OK, this isn’t a good argument either. I’m extremely skeptical of the consensus of “serious Biblical scholars”, but that skepticism works both ways. Arguments deserve to be considered on their own merits and on the weight of evidence, regardless of what a majority of Biblical Scholars may or may not think. That goes for, e.g. the idea that Jesus never existed, or was never crucified, or was never truly human, as much as it does for the idea that John wrote the Gospel of John.
A distrust of miracle claims and prophecy would be a requisite in the eyes of many for writing a history of the period. If an author approaches this in the way you suggest he or she may write an excellent religious work but it will not be history in the universally accepted definition of the term.
As for the early church writers you would surely agree they are not the most trustworthy of writers. These guys were utterly convinced of the truth of the Christian religion and would do all in their power to advance it. Would they pass on information discreditable to Christianity even if it were true? I think you know the answer to that. How then can anything they write be trusted? It’s like taking the word of a salesman that everything he says of his miracle product is true. Those who part with their money on that basis will quickly find their garage filling up with junk.
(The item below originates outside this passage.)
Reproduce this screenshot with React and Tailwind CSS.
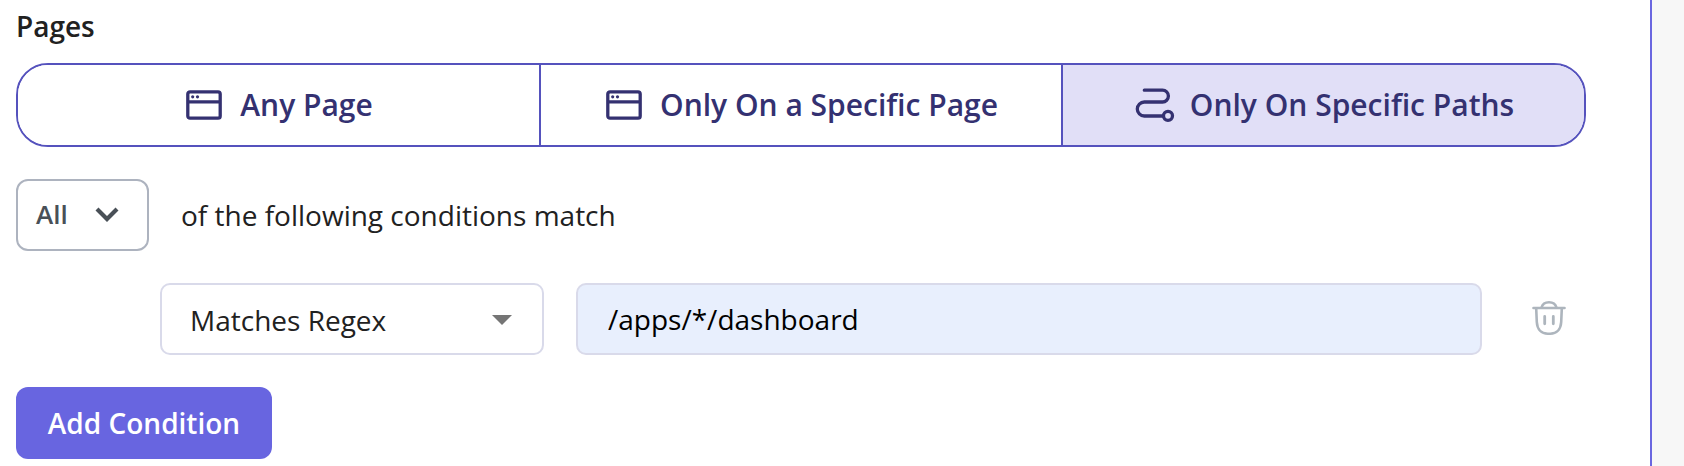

My own Christianity is heterodox and influenced by the Gnostics so I’d take a much more skeptical views of Exodus and the Old Testament than most, and I’m strongly influenced by the fact that (as Clement indicates) both orthodox and the gnostics were in agreement that life begins at conception. If I have to choose between Exodus and early Christians I’m going with the early Christians any day. Even if you are more orthodox than I am, though, there’s a very strong case to be made that early Christian tradition has to trump scripture, which is that scripture didn’t exist for the early Christians. The New Testament wasn’t written until around 70 AD, the NT canon wasn’t fixed until the mid fourth century, and it was a matter of hot debate among early Christians about what to do with the Old Testament. (Marcionites wanted to reject it, “Judaizers” wanted to take it word for word, the orthodox settled for a middle course of accepting it but mostly using it for prophetic and typological value).